* [WHAT TO PRODUCE] Where a line holds "index", copy it.

* [EXERCISE INPUT]
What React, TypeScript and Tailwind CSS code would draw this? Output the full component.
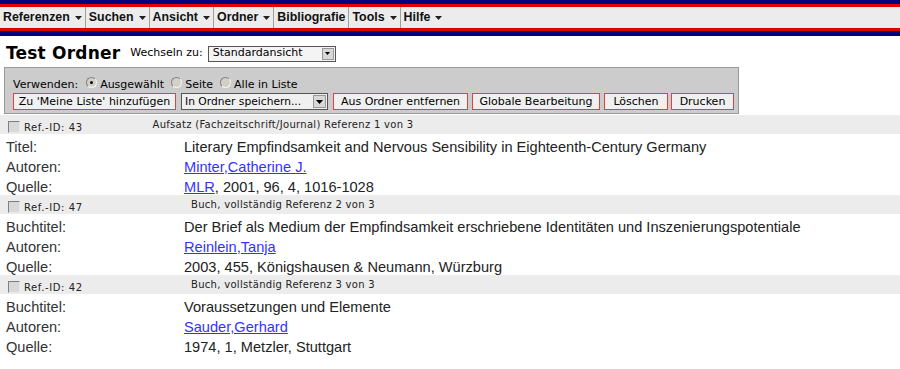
import React from 'react';

const verdana = { fontFamily: 'Verdana, "DejaVu Sans", sans-serif' };

function Caret() {
  return (
    <svg width="7" height="4" viewBox="0 0 7 4" className="ml-[5px] inline-block">
      <path d="M0 0h7L3.5 4z" fill="#222" />
    </svg>
  );
}

function MenuItem({ label, caret = true, last = false }: { label: string; caret?: boolean; last?: boolean }) {
  return (
    <div className={`flex items-center px-[3px] h-full ${last ? '' : 'border-r border-[#a0a0a0]'}`}>
      <span>{label}</span>
      {caret && <Caret />}
    </div>
  );
}

function Radio({ checked }: { checked?: boolean }) {
  return (
    <span className="inline-flex items-center justify-center w-[11px] h-[11px] rounded-full border border-t-[#808080] border-l-[#808080] border-r-[#f4f4f4] border-b-[#f4f4f4] bg-[#d4d0c8] mr-[3px] relative top-[-2px]">
      {checked && <span className="w-[3px] h-[3px] rounded-full bg-black" />}
    </span>
  );
}

function Btn({ children, w }: { children: React.ReactNode; w: string }) {
  return (
    <button className={`${w} h-[17px] border border-[#dc4444] bg-[#f0f0f0] text-[11px] leading-[15px] text-black whitespace-nowrap text-center`}>
      {children}
    </button>
  );
}

function Checkbox() {
  return (
    <span className="inline-block w-[12px] h-[12px] border border-t-[#808080] border-l-[#808080] border-r-[#e8e8e8] border-b-[#e8e8e8] bg-[#d8d8d8]" />
  );
}

type Ref = {
  id: number;
  kind: string;
  rows: { label: string; value: React.ReactNode }[];
};

const link = 'text-[#3333ff] underline';

const refs: Ref[] = [
  {
    id: 43,
    kind: 'Aufsatz (Fachzeitschrift/Journal) Referenz 1 von 3',
    rows: [
      { label: 'Titel:', value: 'Literary Empfindsamkeit and Nervous Sensibility in Eighteenth-Century Germany' },
      { label: 'Autoren:', value: <a className={link}>Minter,Catherine J.</a> },
      { label: 'Quelle:', value: <><a className={link}>MLR</a>, 2001, 96, 4, 1016-1028</> },
    ],
  },
  {
    id: 47,
    kind: 'Buch, vollständig Referenz 2 von 3',
    rows: [
      { label: 'Buchtitel:', value: 'Der Brief als Medium der Empfindsamkeit erschriebene Identitäten und Inszenierungspotentiale' },
      { label: 'Autoren:', value: <a className={link}>Reinlein,Tanja</a> },
      { label: 'Quelle:', value: '2003, 455, Königshausen & Neumann, Würzburg' },
    ],
  },
  {
    id: 42,
    kind: 'Buch, vollständig Referenz 3 von 3',
    rows: [
      { label: 'Buchtitel:', value: 'Voraussetzungen und Elemente' },
      { label: 'Autoren:', value: <a className={link}>Sauder,Gerhard</a> },
      { label: 'Quelle:', value: '1974, 1, Metzler, Stuttgart' },
    ],
  },
];

export default function App() {
  return (
    <div className="w-[900px] h-[369px] bg-white overflow-hidden" style={{ fontFamily: '"Liberation Sans", Arial, sans-serif' }}>
      {/* top menu */}
      <div className="h-[4px] bg-[#000080]" />
      <div className="h-[3px] bg-[#e00000]" />
      <div className="h-[21px] bg-[#ececec] flex items-center text-[12.4px] font-bold text-[#111]">
        <MenuItem label="Referenzen" />
        <MenuItem label="Suchen" />
        <MenuItem label="Ansicht" />
        <MenuItem label="Ordner" />
        <MenuItem label="Bibliografie" caret={false} />
        <MenuItem label="Tools" />
        <MenuItem label="Hilfe" last />
      </div>
      <div className="h-[3px] bg-[#e00000]" />
      <div className="h-[5px] bg-[#000080]" />

      {/* title */}
      <div className="flex items-center pl-[6px] pt-[4px] h-[31px]" style={verdana}>
        <h1 className="text-[17px] font-bold text-black tracking-[0.2px]">Test Ordner</h1>
        <span className="ml-[10px] text-[11px] text-black">Wechseln zu:</span>
        <div className="ml-[5px] w-[128px] h-[16px] border border-[#555] bg-[#f4f4f4] flex items-center justify-between text-[11px]">
          <span className="pl-[4px]">Standardansicht</span>
          <span className="w-[12px] h-[12px] mr-[1px] bg-[#d8d8d8] border border-[#999] flex items-center justify-center">
            <svg width="5" height="3" viewBox="0 0 5 3"><path d="M0 0h5L2.5 3z" fill="#000" /></svg>
          </span>
        </div>
      </div>

      {/* toolbar */}
      <div className="mx-[4px] w-[735px] h-[47px] bg-[#cccccc] border border-[#999] pl-[8px] pt-[9px] text-[11px] text-black" style={verdana}>
        <div className="flex items-center h-[15px] leading-[15px]">
          <span className="mr-[8px]">Verwenden:</span>
          <Radio checked />
          <span className="mr-[7px]">Ausgewählt</span>
          <Radio />
          <span className="mr-[7px]">Seite</span>
          <Radio />
          <span>Alle in Liste</span>
        </div>
        <div className="flex items-center mt-[1px]">
          <Btn w="w-[163px]">Zu 'Meine Liste' hinzufügen</Btn>
          <div className="ml-[5px] w-[147px] h-[17px] border border-[#555] bg-[#f0f0f0] flex items-center justify-between">
            <span className="pl-[3px] whitespace-nowrap text-[10.7px]">In Ordner speichern...</span>
            <span className="w-[13px] h-[13px] mr-[1px] bg-[#d8d8d8] border border-[#999] flex items-center justify-center">
              <svg width="7" height="4" viewBox="0 0 7 4"><path d="M0 0h7L3.5 4z" fill="#000" /></svg>
            </span>
          </div>
          <div className="ml-[5px]"><Btn w="w-[135px]">Aus Ordner entfernen</Btn></div>
          <div className="ml-[4px]"><Btn w="w-[128px]">Globale Bearbeitung</Btn></div>
          <div className="ml-[4px]"><Btn w="w-[64px]">Löschen</Btn></div>
          <div className="ml-[3px]"><Btn w="w-[63px]">Drucken</Btn></div>
        </div>
      </div>

      {/* references */}
      <div className="mt-[1px]">
        {refs.map((r) => (
          <div key={r.id}>
            <div className="h-[19px] bg-[#ececec] grid grid-cols-[150px_266px] items-center text-[10px] tracking-[0.3px] text-[#222] mb-[1px]" style={verdana}>
              <div className="flex items-end pl-[8px] pt-[2px]">
                <Checkbox />
                <span className="ml-[4px] relative top-[2px] tracking-[0.6px]">Ref.-ID: {r.id}</span>
              </div>
              <div className="text-center whitespace-nowrap">{r.kind}</div>
            </div>
            {r.rows.map((row, i) => (
              <div key={i} className="grid grid-cols-[178px_1fr] h-[20px] pt-[4px] leading-[16px] text-[14.6px] pl-[6px]">
                <span className="text-[#333]">{row.label}</span>
                <span className="text-[#222] whitespace-nowrap">{row.value}</span>
              </div>
            ))}
          </div>
        ))}
      </div>
    </div>
  );
}
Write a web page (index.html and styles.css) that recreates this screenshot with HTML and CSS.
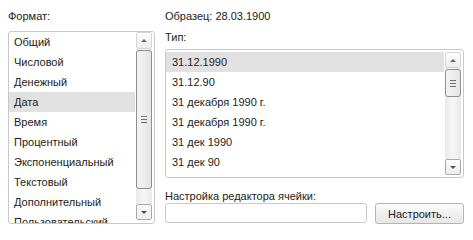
FILE: index.html
```html
<!DOCTYPE html>
<html lang="ru">
<head>
    <meta charset="UTF-8">
    <title>Формат ячеек</title>
    <link rel="stylesheet" href="styles.css">
</head>
<body>

<div class="dialog">
    <div class="col-left">
        <div class="label">Формат:</div>
        <div class="listbox format-list">
            <div class="items">
                <div class="item">Общий</div>
                <div class="item">Числовой</div>
                <div class="item">Денежный</div>
                <div class="item selected">Дата</div>
                <div class="item">Время</div>
                <div class="item">Процентный</div>
                <div class="item">Экспоненциальный</div>
                <div class="item">Текстовый</div>
                <div class="item">Дополнительный</div>
                <div class="item">Пользовательский</div>
            </div>
            <div class="scrollbar">
                <div class="sb-btn"><span class="arrow up"></span></div>
                <div class="sb-track">
                    <div class="sb-thumb thumb-long"><span class="grip"></span></div>
                </div>
                <div class="sb-btn"><span class="arrow down"></span></div>
            </div>
        </div>
    </div>

    <div class="col-right">
        <div class="label">Образец: 28.03.1900</div>
        <div class="label type-label">Тип:</div>
        <div class="listbox type-list">
            <div class="items">
                <div class="item selected">31.12.1990</div>
                <div class="item">31.12.90</div>
                <div class="item">31 декабря 1990 г.</div>
                <div class="item">31 декабря 1990 г.</div>
                <div class="item">31 дек 1990</div>
                <div class="item">31 дек 90</div>
            </div>
            <div class="scrollbar">
                <div class="sb-btn"><span class="arrow up"></span></div>
                <div class="sb-track">
                    <div class="sb-thumb thumb-short"><span class="grip"></span></div>
                </div>
                <div class="sb-btn"><span class="arrow down"></span></div>
            </div>
        </div>

        <div class="label editor-label">Настройка редактора ячейки:</div>
        <div class="editor-row">
            <input type="text" class="editor-input">
            <button class="setup-btn">Настроить...</button>
        </div>
    </div>
</div>

</body>
</html>
```

FILE: styles.css
```css
body {
    margin: 0;
    background-color: #ffffff;
    font-family: 'Liberation Sans', Arial, sans-serif;
    font-size: 11px;
    color: #222222;
}
.dialog {
    display: flex;
    gap: 10px;
    padding: 9px 8px 0 8px;
}
.col-left {
    width: 147px;
}
.col-right {
    width: 299px;
}
.label {
    line-height: 14px;
    height: 14px;
}
.type-label {
    margin-top: 7px;
}
.listbox {
    display: flex;
    border: 1px solid #c9c9c9;
    border-radius: 3px;
    background-color: #ffffff;
    overflow: hidden;
    box-sizing: border-box;
}
.format-list {
    margin-top: 8px;
    height: 193px;
}
.type-list {
    margin-top: 5px;
    height: 129px;
    padding-top: 2px;
}
.items {
    flex: 1;
    overflow: hidden;
}
.item {
    height: 20px;
    line-height: 20px;
    padding-left: 5px;
    white-space: nowrap;
}
.type-list .item {
    padding-left: 6px;
}
.item.selected {
    background-color: #e1e1e1;
}

/* scrollbar */
.scrollbar {
    width: 16px;
    display: flex;
    flex-direction: column;
    margin: 0 2px 3px 1px;
}
.type-list .scrollbar {
    margin: 0 2px 2px 1px;
}
.sb-btn {
    height: 16px;
    box-sizing: border-box;
    border: 1px solid #a9a9a9;
    border-radius: 2px;
    background: linear-gradient(#fdfdfd, #ececec);
    display: flex;
    align-items: center;
    justify-content: center;
}
.format-list .sb-btn:first-child {
    height: 17px;
    border-color: #d4d4d4;
}
.type-list .sb-btn:first-child {
    border-color: #d4d4d4;
}
.arrow {
    width: 0;
    height: 0;
    border-left: 3px solid transparent;
    border-right: 3px solid transparent;
}
.arrow.up {
    border-bottom: 3px solid #6a6a6a;
}
.arrow.down {
    border-top: 3px solid #505050;
}
.sb-track {
    flex: 1;
    background: linear-gradient(to right, #e9e9e9, #f6f6f6 50%, #e9e9e9);
    padding-top: 1px;
}
.sb-thumb {
    box-sizing: border-box;
    border: 1px solid #8f8f8f;
    border-radius: 3px;
    background: linear-gradient(to right, #f4f4f4, #e4e4e4);
    display: flex;
    align-items: center;
    justify-content: center;
}
.thumb-long {
    height: 139px;
}
.thumb-short {
    height: 28px;
}
.grip {
    width: 6px;
    height: 7px;
    background: linear-gradient(#707070 0 1px, transparent 1px 3px, #707070 3px 4px, transparent 4px 6px, #707070 6px 7px);
}

/* editor row */
.editor-label {
    margin-top: 11px;
}
.editor-row {
    display: flex;
    gap: 8px;
}
.editor-input {
    width: 202px;
    height: 20px;
    box-sizing: border-box;
    border: 1px solid #c9c9c9;
    border-radius: 3px;
    margin: 0;
    padding: 0 4px;
    font-family: inherit;
    font-size: 11px;
}
.setup-btn {
    width: 89px;
    height: 21px;
    box-sizing: border-box;
    border: 1px solid #b4b4b4;
    border-radius: 3px;
    background: linear-gradient(#fbfbfb, #e6e6e6);
    font-family: inherit;
    font-size: 11px;
    color: #222222;
    padding: 0;
    margin: 0;
}
```
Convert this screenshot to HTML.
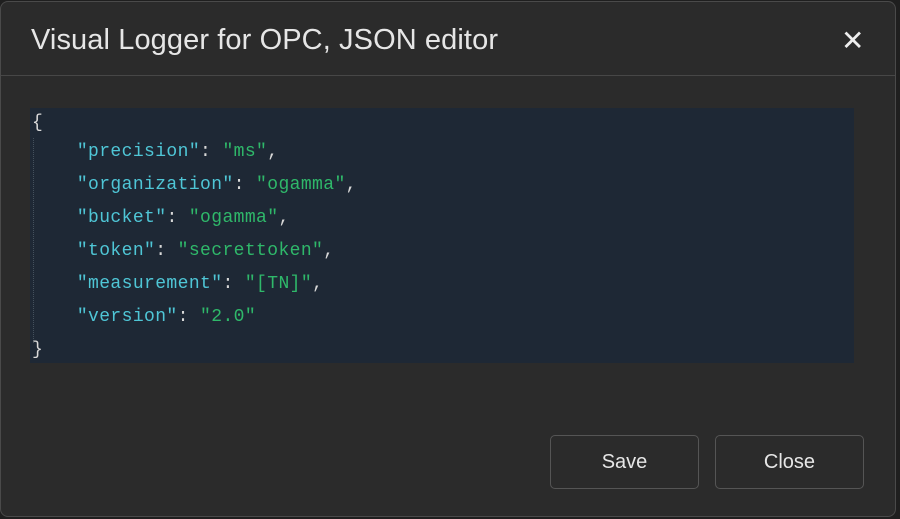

* [WRITTEN SOLUTION]
Write a web page (index.html and styles.css) that recreates this screenshot with HTML and CSS.
FILE: index.html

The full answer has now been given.